Black Sabbath Paranoid Production Notes
The bulk of Paranoid was produced by Rodger Bain at Regent Sounds Studios in Denmark St, London, before that crucial added touch, and what would become the title track, was added at Island Studios, where the rest of the four-track recordings were also 'bounced' onto 16 tracks, giving the group more space to experiment with effects.
It was here that Bain also came up with the idea to use a ring modulator on Ozzy's voice on the introduction to 'Iron Man', providing the track with the robotic roar that opens it so memorably.

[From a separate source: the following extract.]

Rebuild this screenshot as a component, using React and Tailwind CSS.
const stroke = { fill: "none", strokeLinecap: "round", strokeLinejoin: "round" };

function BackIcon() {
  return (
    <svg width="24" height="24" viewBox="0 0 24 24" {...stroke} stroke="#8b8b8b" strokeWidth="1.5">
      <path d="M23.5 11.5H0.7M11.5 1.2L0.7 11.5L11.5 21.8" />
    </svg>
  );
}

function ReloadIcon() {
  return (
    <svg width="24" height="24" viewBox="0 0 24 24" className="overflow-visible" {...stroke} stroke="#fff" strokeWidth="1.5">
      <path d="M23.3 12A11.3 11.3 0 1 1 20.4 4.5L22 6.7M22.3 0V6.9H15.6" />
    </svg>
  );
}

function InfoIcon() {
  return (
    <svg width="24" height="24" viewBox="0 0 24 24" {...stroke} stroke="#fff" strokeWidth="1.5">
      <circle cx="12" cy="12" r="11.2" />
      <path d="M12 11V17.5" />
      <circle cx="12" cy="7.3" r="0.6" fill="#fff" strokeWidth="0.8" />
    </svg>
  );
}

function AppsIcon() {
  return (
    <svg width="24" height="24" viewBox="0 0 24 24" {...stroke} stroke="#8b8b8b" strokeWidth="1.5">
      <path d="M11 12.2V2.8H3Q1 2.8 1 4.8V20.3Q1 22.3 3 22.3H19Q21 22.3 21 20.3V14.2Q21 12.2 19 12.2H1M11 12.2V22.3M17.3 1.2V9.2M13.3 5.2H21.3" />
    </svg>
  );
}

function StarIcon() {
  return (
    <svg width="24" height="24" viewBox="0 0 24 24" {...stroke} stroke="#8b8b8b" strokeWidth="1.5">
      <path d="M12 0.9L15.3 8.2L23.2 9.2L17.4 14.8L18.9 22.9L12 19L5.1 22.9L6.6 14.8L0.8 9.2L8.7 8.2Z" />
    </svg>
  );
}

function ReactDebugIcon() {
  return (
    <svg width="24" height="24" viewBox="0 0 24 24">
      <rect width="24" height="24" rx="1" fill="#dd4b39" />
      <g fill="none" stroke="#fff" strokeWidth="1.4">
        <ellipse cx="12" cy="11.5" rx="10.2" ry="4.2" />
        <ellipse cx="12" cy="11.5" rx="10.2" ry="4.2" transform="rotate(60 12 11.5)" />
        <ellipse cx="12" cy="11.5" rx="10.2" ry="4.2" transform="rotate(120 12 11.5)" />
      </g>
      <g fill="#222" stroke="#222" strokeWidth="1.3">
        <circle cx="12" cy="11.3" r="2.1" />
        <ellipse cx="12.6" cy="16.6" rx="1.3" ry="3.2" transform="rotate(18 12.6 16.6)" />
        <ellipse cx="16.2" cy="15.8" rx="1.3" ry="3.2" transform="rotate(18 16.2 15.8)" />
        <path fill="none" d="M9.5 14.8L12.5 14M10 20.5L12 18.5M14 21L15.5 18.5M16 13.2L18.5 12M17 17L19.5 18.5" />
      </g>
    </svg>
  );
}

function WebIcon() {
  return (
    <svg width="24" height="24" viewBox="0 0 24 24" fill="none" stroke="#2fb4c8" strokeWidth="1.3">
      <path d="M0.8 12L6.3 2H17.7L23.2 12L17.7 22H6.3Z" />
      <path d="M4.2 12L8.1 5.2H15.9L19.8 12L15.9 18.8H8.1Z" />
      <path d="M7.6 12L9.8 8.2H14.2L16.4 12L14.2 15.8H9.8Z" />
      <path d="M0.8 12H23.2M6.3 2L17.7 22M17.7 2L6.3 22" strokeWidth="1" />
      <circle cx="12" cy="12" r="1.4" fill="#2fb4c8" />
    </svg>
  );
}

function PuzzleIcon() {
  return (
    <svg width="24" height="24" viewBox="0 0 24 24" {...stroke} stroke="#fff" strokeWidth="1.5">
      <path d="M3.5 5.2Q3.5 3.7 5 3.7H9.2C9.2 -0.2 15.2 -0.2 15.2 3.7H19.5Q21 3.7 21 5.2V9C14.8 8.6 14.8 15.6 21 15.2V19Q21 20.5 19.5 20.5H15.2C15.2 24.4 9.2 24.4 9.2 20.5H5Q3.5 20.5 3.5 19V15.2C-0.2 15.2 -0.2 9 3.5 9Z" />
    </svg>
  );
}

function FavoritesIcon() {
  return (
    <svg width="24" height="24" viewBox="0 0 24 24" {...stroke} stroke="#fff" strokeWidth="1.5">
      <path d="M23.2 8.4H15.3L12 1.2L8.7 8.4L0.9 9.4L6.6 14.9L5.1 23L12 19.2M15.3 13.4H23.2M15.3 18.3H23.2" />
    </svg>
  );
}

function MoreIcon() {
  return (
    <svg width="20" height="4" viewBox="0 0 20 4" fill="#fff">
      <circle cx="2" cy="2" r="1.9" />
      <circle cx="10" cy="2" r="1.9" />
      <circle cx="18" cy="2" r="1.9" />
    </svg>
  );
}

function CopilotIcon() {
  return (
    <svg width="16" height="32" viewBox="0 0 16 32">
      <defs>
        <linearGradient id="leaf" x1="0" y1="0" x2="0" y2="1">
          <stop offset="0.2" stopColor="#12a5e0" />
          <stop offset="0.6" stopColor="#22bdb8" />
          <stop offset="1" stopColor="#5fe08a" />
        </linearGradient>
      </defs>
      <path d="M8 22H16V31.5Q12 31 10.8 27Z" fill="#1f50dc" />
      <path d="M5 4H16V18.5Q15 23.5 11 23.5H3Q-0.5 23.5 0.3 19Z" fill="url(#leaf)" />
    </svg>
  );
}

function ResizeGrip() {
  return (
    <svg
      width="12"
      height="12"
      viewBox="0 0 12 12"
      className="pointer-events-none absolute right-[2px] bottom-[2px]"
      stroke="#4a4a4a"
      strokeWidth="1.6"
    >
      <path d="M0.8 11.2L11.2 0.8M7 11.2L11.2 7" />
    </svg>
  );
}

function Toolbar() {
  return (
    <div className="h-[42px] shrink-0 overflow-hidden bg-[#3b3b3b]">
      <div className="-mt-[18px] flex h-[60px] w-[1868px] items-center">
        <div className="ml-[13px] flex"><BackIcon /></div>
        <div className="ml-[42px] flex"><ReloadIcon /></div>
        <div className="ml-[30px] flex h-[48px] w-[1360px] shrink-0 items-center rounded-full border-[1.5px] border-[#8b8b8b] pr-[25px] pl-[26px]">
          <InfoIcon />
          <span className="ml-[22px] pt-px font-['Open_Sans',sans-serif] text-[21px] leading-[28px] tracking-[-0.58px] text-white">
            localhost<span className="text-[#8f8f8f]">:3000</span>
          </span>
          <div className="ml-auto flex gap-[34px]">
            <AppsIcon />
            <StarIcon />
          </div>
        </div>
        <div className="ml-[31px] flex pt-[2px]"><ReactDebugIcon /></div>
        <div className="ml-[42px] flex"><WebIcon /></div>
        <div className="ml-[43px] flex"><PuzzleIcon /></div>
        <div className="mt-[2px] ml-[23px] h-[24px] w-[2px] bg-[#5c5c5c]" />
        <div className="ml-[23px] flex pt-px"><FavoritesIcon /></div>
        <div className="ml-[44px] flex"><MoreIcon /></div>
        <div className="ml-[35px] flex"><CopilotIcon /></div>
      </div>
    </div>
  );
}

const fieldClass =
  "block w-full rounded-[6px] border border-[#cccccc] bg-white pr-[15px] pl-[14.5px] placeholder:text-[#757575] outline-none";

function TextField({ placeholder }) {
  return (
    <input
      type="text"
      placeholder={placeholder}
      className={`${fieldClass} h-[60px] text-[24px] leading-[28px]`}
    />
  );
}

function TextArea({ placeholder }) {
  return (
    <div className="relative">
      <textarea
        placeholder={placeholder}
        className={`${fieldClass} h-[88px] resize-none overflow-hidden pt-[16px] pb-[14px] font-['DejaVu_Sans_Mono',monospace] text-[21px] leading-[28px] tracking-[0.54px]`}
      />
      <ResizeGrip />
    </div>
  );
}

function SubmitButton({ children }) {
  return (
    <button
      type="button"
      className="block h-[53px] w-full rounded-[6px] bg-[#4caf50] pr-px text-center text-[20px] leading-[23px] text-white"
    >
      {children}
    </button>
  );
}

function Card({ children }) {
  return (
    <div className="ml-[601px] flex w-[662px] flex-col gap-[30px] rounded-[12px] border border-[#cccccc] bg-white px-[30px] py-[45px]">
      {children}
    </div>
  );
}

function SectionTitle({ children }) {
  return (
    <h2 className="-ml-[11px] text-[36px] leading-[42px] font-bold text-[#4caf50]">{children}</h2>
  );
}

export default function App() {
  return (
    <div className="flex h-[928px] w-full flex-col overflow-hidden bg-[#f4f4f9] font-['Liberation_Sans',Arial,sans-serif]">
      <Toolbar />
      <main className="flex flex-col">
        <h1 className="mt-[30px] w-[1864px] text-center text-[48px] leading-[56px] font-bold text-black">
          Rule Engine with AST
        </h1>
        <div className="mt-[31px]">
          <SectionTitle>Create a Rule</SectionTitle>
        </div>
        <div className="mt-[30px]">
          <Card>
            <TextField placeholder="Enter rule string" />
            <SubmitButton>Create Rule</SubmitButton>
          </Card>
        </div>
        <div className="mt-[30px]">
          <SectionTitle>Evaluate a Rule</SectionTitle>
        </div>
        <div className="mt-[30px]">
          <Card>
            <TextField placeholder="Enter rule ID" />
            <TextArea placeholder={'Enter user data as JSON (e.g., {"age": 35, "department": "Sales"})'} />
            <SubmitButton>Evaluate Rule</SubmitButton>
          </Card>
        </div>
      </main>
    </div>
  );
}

'Rodger also used that on the guitar solo on the track "Paranoid" itself'' said Iommi. 'At first, I said, "What the hell's that?! It sounds horrible!". But they went ahead and picked it as the solo that ended up on the LP all the same'.
He also boosted the sound of those blunderbuss riffs by other means. 'It was double-tracking if not triple-tracking', Bain says. 'It would be a close mic and an ambient mic that would be way off. But it was the combination that gave it that punch and gave it the size of the sound.'
Nonetheless, Bain and engineer Tom Allom were for the most part a hands-off production team. 'Roger didn't interfere', Iommi told Kerrang! 'He'd listen to what we were doing and then he'd suggest various things that we could develop. Tom would mic everything up, and we'd just play. It certainly wasn't a case of it taking five hours just to get a guitar sound or a drum sound.'
Bain explained to Mix Online: 'If you put compressors on something, EQ it over the top, you lose that power. It just weakens the whole sound. The original way we worked was to keep it really raw'.